Students Nationwide Unite to Support Campus Workers
Feature Story by Carl Lipscombe, National Coordinator, Student Labor Action Project - 4/13/2005
For 26 students at Georgetown University in Washington, D.C. the taste of pizza was 10 times more delicious on March 24, 2005. On that day, members of the Georgetown Living Wage Coalition ended an eight-day hunger strike in support of paying a living wage to all university workers.Also on March 24, the university adopted an employment policy that guarantees $13 per hour for all workers who start this year and $14 per hour, considered a living wage for D.C. residents, beginning in 2007. The protestors ended their hunger strike triumphantly.
The coalition's victory at Georgetown served as an inspiring kick-off to the National Student Labor Week of Action, held annually from March 31, Cesar Chavez Day, to April 4, the anniversary of Dr. Martin Luther King Jr.'s assassination in Memphis, Tenn. During the week, student groups nationwide are encouraged to plan events in support of workers' rights to living wages, health care and other benefits, and the right to organize.
This year marked the sixth week of action, organized by the Student Labor Action Project (SLAP), a project of Jobs with Justice and the United States Student Association.
At the University of Massachusetts-Amherst, more than 600 graduate teaching assistants and advocates marched in support of fair wages for graduate employees. In Philadelphia and D.C., students rallied and spoke out against social security privatization as part of the AFL-CIO's day of action against Charles Schwab. And since April 4, students at Washington University in St. Louis, Mo. have been staging a sit-in at the university's admissions office in support of a living wage for workers on their campus.

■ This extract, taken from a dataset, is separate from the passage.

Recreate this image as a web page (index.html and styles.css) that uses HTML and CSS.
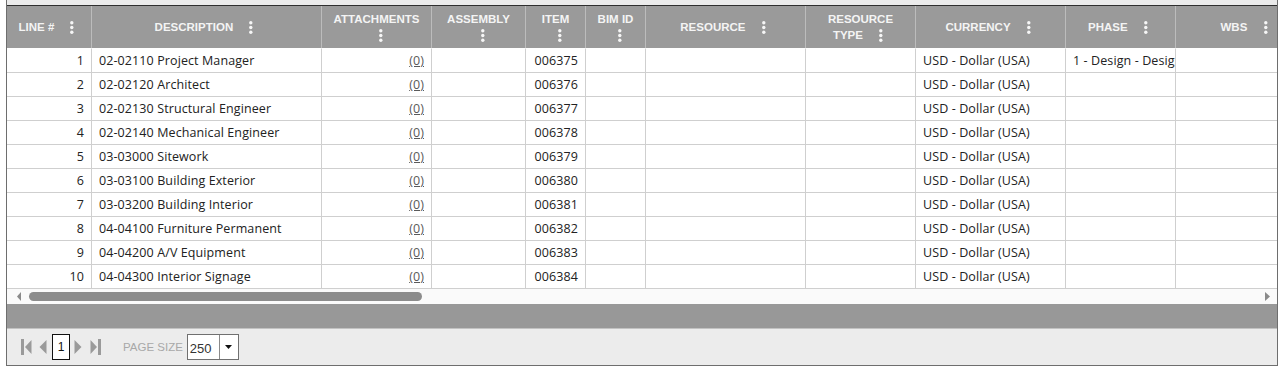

"Service workers at Washington University have been the victims of anti-unionization campaigns, outsourcing, illegitimate wages, and unfair working conditions," said Danielle Christmas of the Student Worker Alliance (SWA). "For a university that prides itself on the strength of its community, this is unacceptable."

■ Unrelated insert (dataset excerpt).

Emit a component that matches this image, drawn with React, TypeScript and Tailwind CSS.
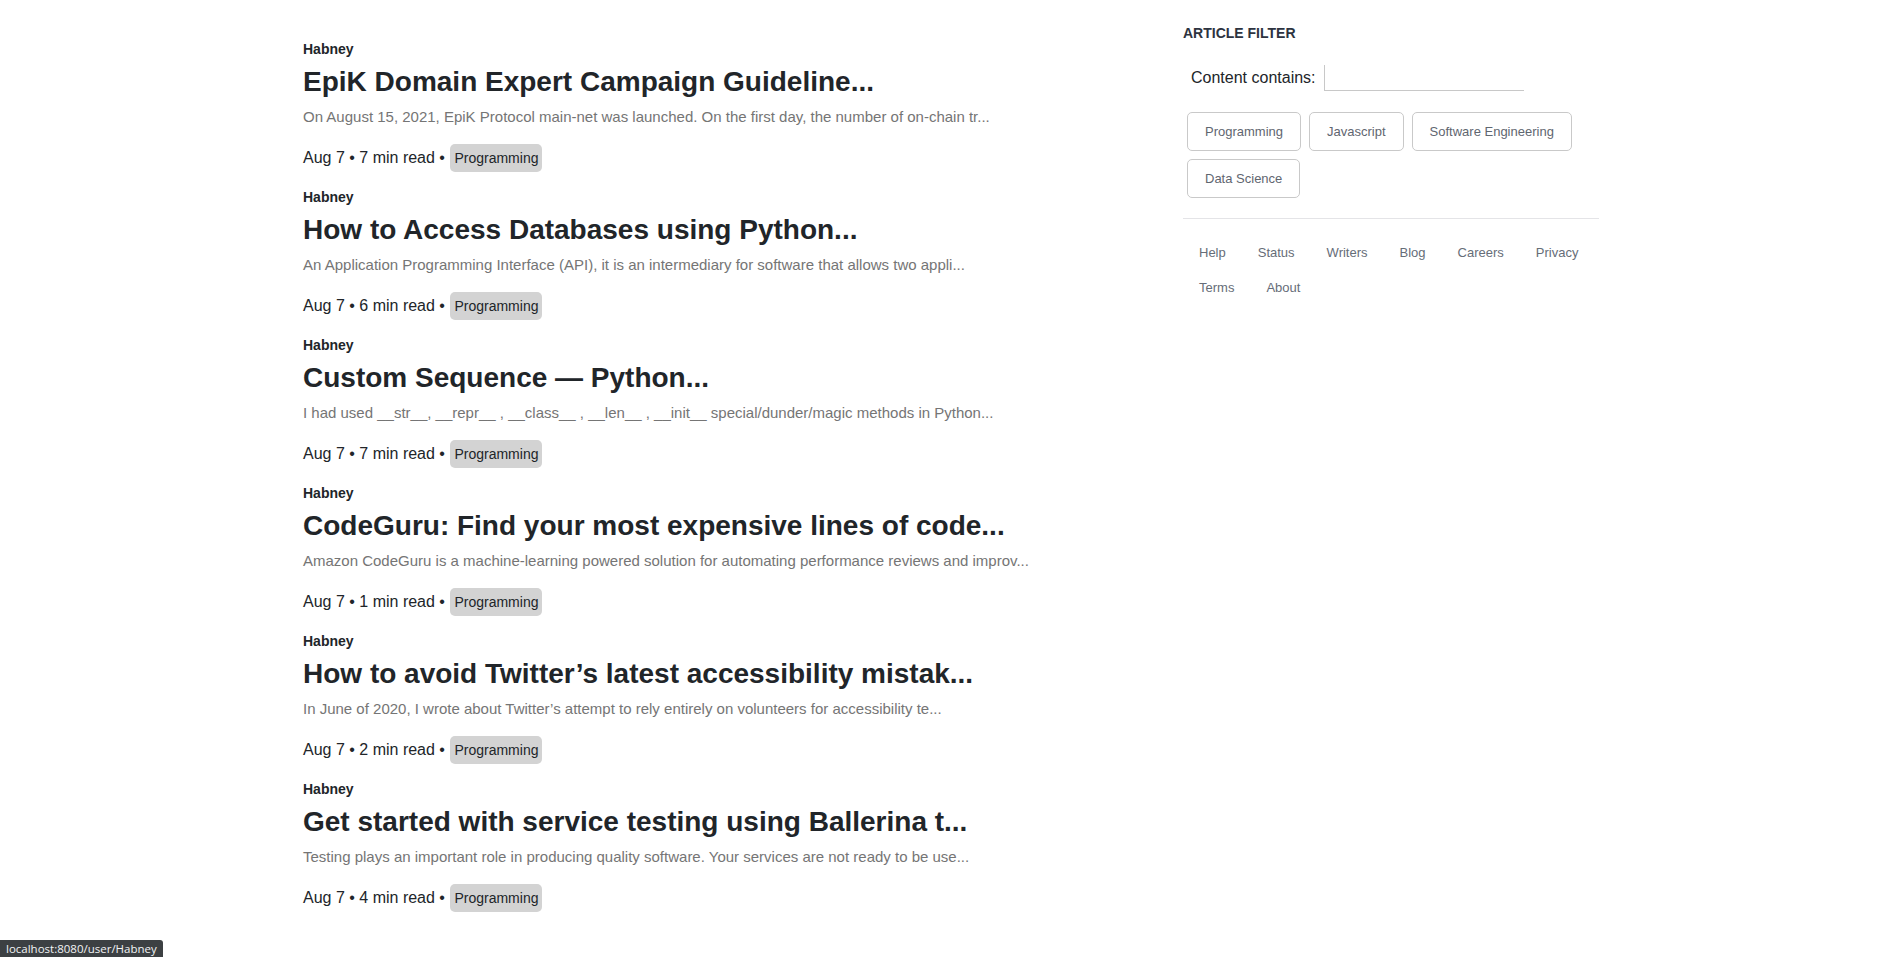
import React from 'react';

type Article = {
  author: string;
  title: string;
  excerpt: string;
  date: string;
  minutes: number;
  tag: string;
};

const articles: Article[] = [
  {
    author: 'Habney',
    title: 'EpiK Domain Expert Campaign Guideline...',
    excerpt:
      'On August 15, 2021, EpiK Protocol main-net was launched. On the first day, the number of on-chain tr...',
    date: 'Aug 7',
    minutes: 7,
    tag: 'Programming',
  },
  {
    author: 'Habney',
    title: 'How to Access Databases using Python...',
    excerpt:
      'An Application Programming Interface (API), it is an intermediary for software that allows two appli...',
    date: 'Aug 7',
    minutes: 6,
    tag: 'Programming',
  },
  {
    author: 'Habney',
    title: 'Custom Sequence — Python...',
    excerpt:
      'I had used __str__, __repr__ , __class__ , __len__ , __init__ special/dunder/magic methods in Python...',
    date: 'Aug 7',
    minutes: 7,
    tag: 'Programming',
  },
  {
    author: 'Habney',
    title: 'CodeGuru: Find your most expensive lines of code...',
    excerpt:
      'Amazon CodeGuru is a machine-learning powered solution for automating performance reviews and improv...',
    date: 'Aug 7',
    minutes: 1,
    tag: 'Programming',
  },
  {
    author: 'Habney',
    title: 'How to avoid Twitter’s latest accessibility mistak...',
    excerpt:
      'In June of 2020, I wrote about Twitter’s attempt to rely entirely on volunteers for accessibility te...',
    date: 'Aug 7',
    minutes: 2,
    tag: 'Programming',
  },
  {
    author: 'Habney',
    title: 'Get started with service testing using Ballerina t...',
    excerpt:
      'Testing plays an important role in producing quality software. Your services are not ready to be use...',
    date: 'Aug 7',
    minutes: 4,
    tag: 'Programming',
  },
];

const filterTags = ['Programming', 'Javascript', 'Software Engineering', 'Data Science'];
const footerLinks = ['Help', 'Status', 'Writers', 'Blog', 'Careers', 'Privacy', 'Terms', 'About'];

function ArticleCard({ article }: { article: Article }) {
  return (
    <div className="mb-[17px]">
      <a href="#" className="block text-[14px] leading-[16px] font-bold text-[#212529]">
        {article.author}
      </a>
      <h2 className="mt-[9px] text-[28px] leading-[32px] font-bold text-[#212529]">{article.title}</h2>
      <p className="mt-[10px] text-[15px] leading-[17px] text-[#757575]">{article.excerpt}</p>
      <div className="mt-[19px] flex items-baseline text-[16px] leading-[18px] text-[#212529]">
        <span className="whitespace-pre">
          {article.date} • {article.minutes} min read •{' '}
        </span>
        <span className="ml-[1px] rounded-[5px] bg-[#d3d3d3] px-[4px] py-[6px] text-[14px] leading-[16px]">
          {article.tag}
        </span>
      </div>
    </div>
  );
}

function FilterPanel() {
  return (
    <div>
      <h3 className="text-[14px] leading-[16px] font-bold text-[#2d3340]">ARTICLE FILTER</h3>
      <div className="mt-[24px] flex items-center">
        <label className="mx-2 text-[16px] leading-[18px] text-[#212529]">Content contains:</label>
        <input
          type="text"
          className="h-[26px] w-[200px] border-b border-l border-[#c8c8c8] bg-white px-1 text-[14px] outline-none"
        />
      </div>
      <div className="mt-[17px] flex flex-wrap">
        {filterTags.map(tag => (
          <button
            key={tag}
            className="m-1 rounded-[5px] border border-[#c9c9c9] bg-white px-[17px] py-[11px] text-[13px] leading-[15px] text-[#5f6670]"
          >
            {tag}
          </button>
        ))}
      </div>
      <hr className="mt-[16px] border-0 border-t border-[#e4e4e7]" />
      <div className="mt-[16px] flex flex-wrap">
        {footerLinks.map(link => (
          <a key={link} href="#" className="px-4 py-[10px] text-[13px] leading-[15px] text-[#666d78]">
            {link}
          </a>
        ))}
      </div>
    </div>
  );
}

export default function App() {
  return (
    <div
      className="min-h-screen bg-white leading-[1.15]"
      style={{ fontFamily: '"Liberation Sans", Arial, sans-serif' }}
    >
      <div className="mx-auto flex w-[1320px]">
        <div className="w-[880px] px-3 pt-[41px]">
          {articles.map((a, i) => (
            <ArticleCard key={i} article={a} />
          ))}
        </div>
        <div className="w-[440px] px-3 pt-[25px]">
          <FilterPanel />
        </div>
      </div>

      {/* browser status bubble */}
      <div
        className="fixed bottom-0 left-0 flex h-[17px] items-center rounded-tr-[3px] bg-[#3c4043] px-[6px] text-[11.5px] text-[#f1f3f4]"
        style={{ fontFamily: '"Open Sans", "Noto Sans", sans-serif' }}
      >
        localhost:8080/user/Habney
      </div>
    </div>
  );
}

Students have said they will sit-in until Chancellor Mark Wrighton agrees to SWA's proposed Code of Conduct, which includes a living wage for all campus employees, the right to organize, and membership in the Workers' Rights Consortium.
Threats to fair labor standards have surfaced nationally also. The Bush administration has proposed budget cuts with serious implications for students and workers, by slashing funding for Medicaid and other programs and eliminating programs such as Upward Bound, Perkins Loans, and the Office of Disability Employment Policy.
Students involved in the National Student Labor Week of Action say they aim to better connect their issues with those of workers, and they hope the events help workers win concrete victories this year. The important week, they say, epitomizes a national trend in student-worker solidarity.
"Students can often persuade campus officials in ways that workers may not be able to," said Lara Granich of Jobs with Justice in St. Louis. "Their involvement can make or break a campaign."